Es kommen auch keine neuen Pilger mehr an und viele andere sitzen fest und sind verzweifelt, weil die Fluggesellschaften Israel nicht mehr anfliegen. Die Schlange der Gläubigen, die sich sonst durch die Grabeskirche windet, um an das Grab Jesu zu kommen und dort zu beten, ist verschwunden. Sonst gab es Wartezeiten von über einer Stunde.

Die Grenze zu Palästina ist geschlossen, was eine direkte Auswirkung auf unseren Alltag hat: Unser angestellter Koch, ein arabischer Christ der in Bethlehem wohnt, kann nicht mehr zu uns kommen. Deshalb müssen wir Brüder uns selbst versorgen.

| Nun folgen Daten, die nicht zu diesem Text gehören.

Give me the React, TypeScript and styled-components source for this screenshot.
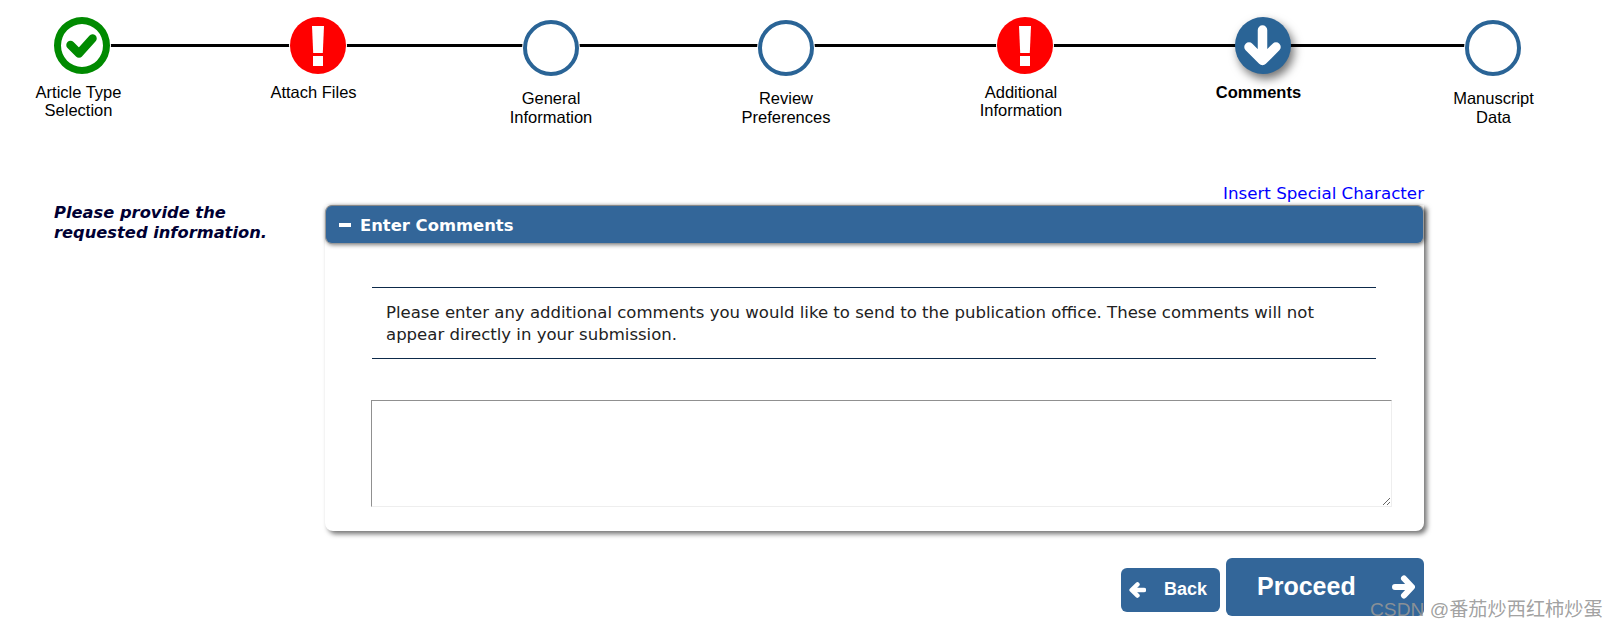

Uns stehen vermutlich auch in Jerusalem Tage ohne funktionierende Infrastruktur bevor. Strom, Wasser, Gas und Telefon könnten abgestellt werden. Wir haben jetzt Wasser in Flaschen abgefüllt, weil die Nachricht kam, dass wir uns für 72 Stunden autonom versorgen müssen, da bald mit einem Angriff der 300.000 Reservisten auf Gaza gegen die Hamas gerechnet wird.

Ich selbst fühle mich sicher, aber es fühlt sich gerade an wie die Ruhe vor dem Sturm.
Aber wir beten hier am Heiligen Grab weiter für den Frieden. Das ist es, was wir tun.